Goal
Reproduce the listing below exactly, beginning with its first line and ending with the line that holds "import React from"; pictures are not part of the copy.

Available data
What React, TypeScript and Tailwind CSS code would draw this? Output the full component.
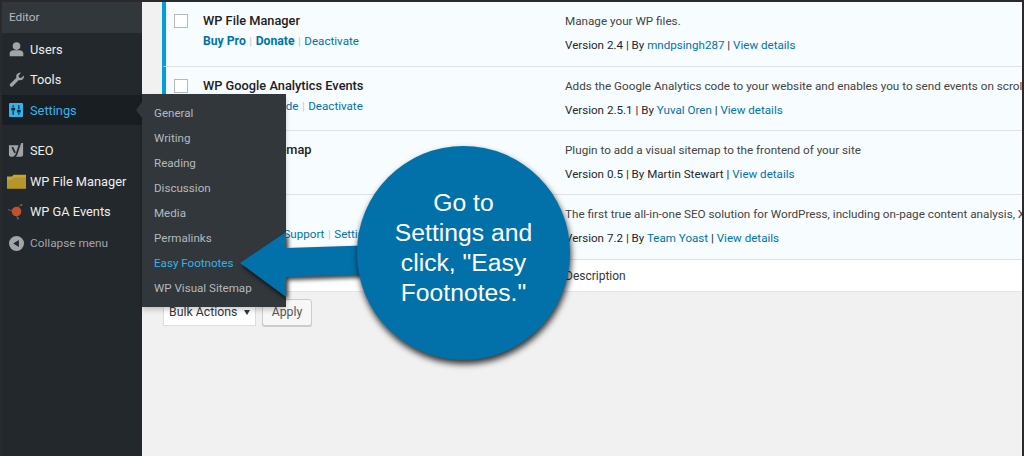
import React from "react";

type Plugin = {
  name: string;
  actions: React.ReactNode;
  description: string;
  version: string;
  author: string;
  authorLink: boolean;
  height: string;
};

const BODY_FONT = "font-['Roboto','Noto_Sans',sans-serif]";

const PLUGINS: Plugin[] = [
  {
    name: "WP File Manager",
    actions: (
      <>
        <b className="text-[12.2px] font-bold">Buy Pro</b>
        <Sep />
        <b className="text-[12.2px] font-bold">Donate</b>
        <Sep />
        Deactivate
      </>
    ),
    description: "Manage your WP files.",
    version: "2.4",
    author: "mndpsingh287",
    authorLink: true,
    height: "h-[65px]",
  },
  {
    name: "WP Google Analytics Events",
    actions: (
      <>
        Settings
        <Sep />
        Upgrade
        <Sep />
        Deactivate
      </>
    ),
    description:
      "Adds the Google Analytics code to your website and enables you to send events on scroll or click.",
    version: "2.5.1",
    author: "Yuval Oren",
    authorLink: true,
    height: "h-[64px]",
  },
  {
    name: "WP Visual Sitemap",
    actions: <>Deactivate</>,
    description: "Plugin to add a visual sitemap to the frontend of your site",
    version: "0.5",
    author: "Martin Stewart",
    authorLink: false,
    height: "h-[64px]",
  },
  {
    name: "Yoast SEO",
    actions: (
      <>
        FAQ
        <Sep />
        Premium Support
        <Sep />
        Settings
        <Sep />
        Deactivate
      </>
    ),
    description:
      "The first true all-in-one SEO solution for WordPress, including on-page content analysis, XML sitemaps and much more.",
    version: "7.2",
    author: "Team Yoast",
    authorLink: true,
    height: "h-[65px]",
  },
];

const SUBMENU = [
  "General",
  "Writing",
  "Reading",
  "Discussion",
  "Media",
  "Permalinks",
  "Easy Footnotes",
  "WP Visual Sitemap",
];

function Sep() {
  return <span className="mx-[3.5px] font-normal text-[#c5c9cc]">|</span>;
}

function UsersIcon() {
  return (
    <svg width="17" height="17" viewBox="0 0 20 20" fill="#a0a5aa">
      <circle cx="10" cy="6" r="4.500" />
      <path d="M2 18v-3.700c0-1.900 2.400-3.300 4.600-3.300h6.800c2.200 0 4.600 1.400 4.600 3.300V18z" />
    </svg>
  );
}

function ToolsIcon() {
  return (
    <svg width="17" height="17" viewBox="0 0 20 20" fill="#a0a5aa">
      <path d="M18.600 5.300c.4 2-.2 3.600-1.500 4.700-1.300 1-2.900 1.200-4.400.7l-7.200 7.200c-.8.8-2.100.8-2.800 0-.8-.8-.8-2 0-2.800l7.200-7.200c-.5-1.500-.2-3.200.9-4.400 1.200-1.300 2.900-1.700 4.600-1.300l-3 3 .6 2.400 2.400.6z" />
    </svg>
  );
}

function SettingsIcon() {
  return (
    <svg width="14" height="14" viewBox="0 0 15 15">
      <rect width="15" height="15" rx="1" fill="#33b3eb" />
      <path
        d="M4.500 2.500v1.800M4.500 8.500v4M10.500 2.500v4M10.500 10.500v2"
        stroke="#1b2a36"
        strokeWidth="1.400"
      />
      <path d="M2.500 5h4v3h-4zM8.500 7.200h4v3h-4z" fill="#1b2a36" />
    </svg>
  );
}

function YoastIcon() {
  return (
    <svg width="17" height="17" viewBox="0 0 18 18">
      <path d="M1 3.500h10.500l3-2.500h1.500v12.500c0 1-.8 2-2 2H3c-1.100 0-2-.9-2-2z" fill="#9ea3a8" />
      <path
        d="M4.500 5.500l3 6M12.800 1.500L9 13c-.5 1.500-1.400 2.500-3 3"
        stroke="#23282d"
        strokeWidth="1.900"
        fill="none"
      />
    </svg>
  );
}

function FolderIcon() {
  return (
    <svg width="19" height="15" viewBox="0 0 19 15">
      <path d="M0 2.500h5l1.500-1.800h12.500V14.500H0z" fill="#c8a52f" />
      <path d="M0 6.500C4 6 6 4.500 8 3.500h11V14.500H0z" fill="#b6962c" />
    </svg>
  );
}

function GaIcon() {
  return (
    <svg width="18" height="18" viewBox="0 0 18 18">
      <path d="M1 7.500l6 2M14 2.500l-5 5M9.500 12l1 5" stroke="#7b5a48" strokeWidth="1" />
      <circle cx="9.500" cy="9.500" r="4.800" fill="#c2502b" />
      <circle cx="14.500" cy="3" r="1" fill="#c2502b" />
      <circle cx="11" cy="16.500" r="1" fill="#3e7a8c" />
    </svg>
  );
}

function CollapseIcon() {
  return (
    <svg width="15" height="15" viewBox="0 0 16 16">
      <circle cx="8" cy="8" r="8" fill="#a0a5aa" />
      <path d="M10.500 4.300v7.400L4.500 8z" fill="#23282d" />
    </svg>
  );
}

function MenuRow({
  icon,
  label,
  className,
  labelClass,
}: {
  icon: React.ReactNode;
  label: string;
  className: string;
  labelClass?: string;
}) {
  return (
    <div className={`flex items-center ${className}`}>
      <span className="flex w-[28px] shrink-0 items-center justify-center">{icon}</span>
      <span className={`pt-px ${labelClass ?? "text-[12.8px] text-[#eee]"}`}>{label}</span>
    </div>
  );
}

function Sidebar() {
  return (
    <aside className="flex w-[140px] shrink-0 flex-col bg-[#23282d]">
      <div className="flex h-[31px] items-center bg-[#32373c] pl-[7px] text-[11.8px] text-[#b4b9be]">
        Editor
      </div>
      <div className="h-px" />
      <MenuRow icon={<UsersIcon />} label="Users" className="h-[30px]" />
      <MenuRow icon={<ToolsIcon />} label="Tools" className="h-[31px]" />
      <MenuRow
        icon={<SettingsIcon />}
        label="Settings"
        className="h-[30px] bg-[#191e23]"
        labelClass="text-[12.8px] text-[#33b3eb]"
      />
      <div className="h-[10px]" />
      <MenuRow icon={<YoastIcon />} label="SEO" className="h-[31px]" />
      <MenuRow icon={<FolderIcon />} label="WP File Manager" className="h-[30px]" />
      <MenuRow icon={<GaIcon />} label="WP GA Events" className="h-[30px]" />
      <MenuRow
        icon={<CollapseIcon />}
        label="Collapse menu"
        className="mt-[2px] h-[31px]"
        labelClass="text-[11.8px] text-[#a0a5aa]"
      />
    </aside>
  );
}

function PluginRow({ plugin }: { plugin: Plugin }) {
  return (
    <div
      className={`grid grid-cols-[37px_362px_1fr] overflow-hidden whitespace-nowrap border-b border-[#dfe2e5] border-l-4 border-l-[#00a0d2] bg-[#f7fcfe] ${plugin.height}`}
    >
      <div className="pl-[8px] pt-[12px]">
        <div className="h-[14px] w-[14px] border border-[#b4b9be] bg-white" />
      </div>
      <div>
        <div className="pt-[9px] text-[12.8px] font-medium leading-[20px] text-[#1d2125]">
          {plugin.name}
        </div>
        <div className="text-[11.6px] leading-[20px] text-[#0073aa]">{plugin.actions}</div>
      </div>
      <div>
        <div className="pt-[9px] text-[11.7px] leading-[20px] text-[#444]">{plugin.description}</div>
        <div className="pt-[4px] text-[11.6px] leading-[20px] text-[#23282d]">
          Version {plugin.version} | By{" "}
          <span className={plugin.authorLink ? "text-[#0073aa]" : ""}>{plugin.author}</span> |{" "}
          <span className="text-[#0073aa]">View details</span>
        </div>
      </div>
    </div>
  );
}

function Flyout() {
  return (
    <div className="absolute left-[140px] top-[92px] w-[144px] bg-[#32373c] pt-[7px] shadow-[0_3px_5px_rgba(0,0,0,0.2)]">
      <div className="absolute left-[-6px] top-[8px] h-0 w-0 border-y-[8px] border-r-[6px] border-y-transparent border-r-[#32373c]" />
      {SUBMENU.map((item) => (
        <div
          key={item}
          className={`flex h-[25px] items-center pl-[12px] text-[11.6px] ${
            item === "Easy Footnotes" ? "text-[#33b3eb]" : "text-[#b4b9be]"
          }`}
        >
          {item}
        </div>
      ))}
      <div className="h-[6px]" />
    </div>
  );
}

function Callout() {
  return (
    <>
      <svg
        className="absolute left-[228px] top-[223px] drop-shadow-[2px_3px_2px_rgba(0,0,0,0.75)]"
        width="150"
        height="80"
        viewBox="0 0 150 80"
      >
        <path d="M10 38L56 7V23L148 20V49L56 52V72z" fill="#0271a9" />
      </svg>
      <div className="absolute left-[355px] top-[144px] flex h-[214px] w-[213px] flex-col items-center rounded-full bg-[#0271a9] pt-[42px] text-center font-['Liberation_Sans',sans-serif] text-[24.7px] leading-[30px] text-white shadow-[1px_4px_6px_rgba(0,0,0,0.8)]">
        <span>Go to</span>
        <span>Settings and</span>
        <span>click, "Easy</span>
        <span>Footnotes."</span>
      </div>
    </>
  );
}

export default function App() {
  return (
    <div
      className={`relative flex h-[456px] w-[1024px] overflow-hidden border-y-2 border-l-2 border-r-2 border-b-0 border-[#2a2a2c] bg-[#f1f1f1] ${BODY_FONT}`}
    >
      <Sidebar />
      <main className="min-w-0 flex-1 pl-[20px]">
        {PLUGINS.map((plugin) => (
          <PluginRow key={plugin.name} plugin={plugin} />
        ))}
        <div className="grid h-[32px] grid-cols-[41px_362px_1fr] items-center border-b border-[#e5e5e5] bg-white text-[12px] text-[#32373c]">
          <span />
          <span>Plugin</span>
          <span>Description</span>
        </div>
        <div className="flex items-center gap-[6px] whitespace-nowrap pl-px pt-[7px] text-[12.3px] text-[#555]">
          <div className="flex h-[27px] w-[93px] items-center justify-between border border-[#ddd] bg-white pl-[5px] pr-[5px] text-[#32373c]">
            Bulk Actions
            <span className="h-0 w-0 border-x-[3px] border-t-[5px] border-x-transparent border-t-[#32373c]" />
          </div>
          <div className="flex h-[27px] w-[50px] items-center justify-center rounded-[3px] border border-[#ccc] bg-[#f7f7f7] shadow-[0_1px_0_#ccc]">
            Apply
          </div>
        </div>
      </main>
      <Flyout />
      <Callout />
    </div>
  );
}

Exercise output
What React, TypeScript and Tailwind CSS code would draw this? Output the full component.
import React from "react";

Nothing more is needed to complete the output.